Nervous about your upcoming race? Don’t worry, the pre-race jitters are a normal part of competition. Everyone experiences them, even the elites! You’ve put a lot of effort into your training and care about your performance so of course you’re nervous.
To ease your nerves we’ve complied some common pre-race jitters as well as some advice to cope with them.
1. SECOND-GUESSING SYNDROME
As the race gets closer the realization starts to hit–Everything I’ve done to prepare for this race is wrong! You’re thinking I should have run more intervals. My long runs weren’t long enough. I didn’t do nearly enough hill work. That gel packet upset my stomach on one long run should I not eat it on race day? Did I rest too much?!
Relax. The training you scheduled and followed was the training you needed. Even if your training wasn’t perfect, chances are good that you’re fit to race.
2. SPONTANEOUS INJURIES
It never fails. During your short taper runs you’ll suddenly be overwhelmed with aches and pains. Ankles will feel twisted, knees will hurt and you’ll feel short of breath from tired legs.
Have no fear though. We’re always that injured. Anyone who trains hard, like you have, will develop sore spots. Training breaks down muscle so that it can rebuild stronger. Normally, we shrug off these minor aches and pains–until race anxiety amplifies them, creating the illusion of major injury. Once race morning arrives and you start running…all those pre-race jitter injuries will suddenly disappear!
3. ROUTINE CHANGES
Nervous runners sometimes change their daily routines too much when a race is approaching. They might skip work, avoid stairs, do too much extra stretching and lay on the couch for multiple days. But when our bodies operate outside our normal routine it has a tendency to increase our anxiety even more.
Instead of altering your daily life, stay within your comfort zone. Walk the dog, go to work or school, wash the car, take out the garbage and stick to your taper. It’s known that most great performances come when you’re not trying to do it.
4. FOOD EXPERIMENTATION
Runners have been seeking better racing through diet since carboloading became popular in the 60’s. But our stomachs can be finicky. Diet changes should be tested out long before race week. New diets or even a slight change in your regular diet can lead to new and unpleasant gastrointestinal reactions. Your stomach will already be upset from race nervousness, don’t make it worse by trying that new fad diet 2 weeks before race day.

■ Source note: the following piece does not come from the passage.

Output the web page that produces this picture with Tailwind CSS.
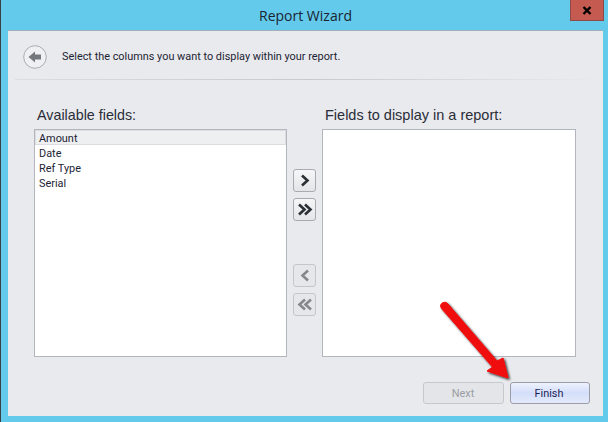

Another thing to think about with diet, is your food intake volume. If you haven’t been carboloading before your long runs, don’t go to the all you can eat spaghetti dinner the night before the race! Remember, stick to the volume of food you’ve been eating before training runs, you don’t want to carbo-unload during the event.
5. EASY ON THE WARM-UP
You’re near the starting line, waiting for the port-o-potty and ready to begin your race warm-up. You spot what looks to be an elite runner doing a mini-speed session for their warm-up. Immediately you think, wait, should I be doing that for my warm-up?! No you shouldn’t! By now you know race day is no time to experiment with anything, even your simple warm-up. Your body has adapted to the warm-up rhythm you’ve been doing throughout training, so stick to your routine.
6. START SLOW!
Race day is here, your adrenaline jitters are pumping and it’s so tempting to go out hard the first portion of a race. Reign yourself in. Nothing can be more destructive to a race performance than a fast start. The laws of physiology do not change from your training runs to races. You don’t sprint the first mile of a 10-mile run, you don’t put yourself into oxygen debt the first ten minutes of a long run and you don’t blow your legs out in the first half mile, so why do that on race day? Make a conscious effort to hold yourself back. There will be plenty of miles to make up time if you feel good and want to.
Remember the phrase, slow and steady wins the race…it wins the race your running with yourself.
7. BRAIN OFF – LEGS ON
Runners can become so blinded and obsessed by pace calculations, weather reports, course concerns, shoe decisions, race day nutrition and running form to the point where they fail to remember that a race is just another run. It’s impossible to plan ahead for every conceivable aspect of a race, there are simply too many variables. Stop overthinking every detail, be adaptable and your jitters will disappear.
A good, successful race is one in which we find our correct effort level for that day, maintain it from start to finish and feel good at the end. Successful runners plan to avoid race jitters by accepting that their effort will be sufficient.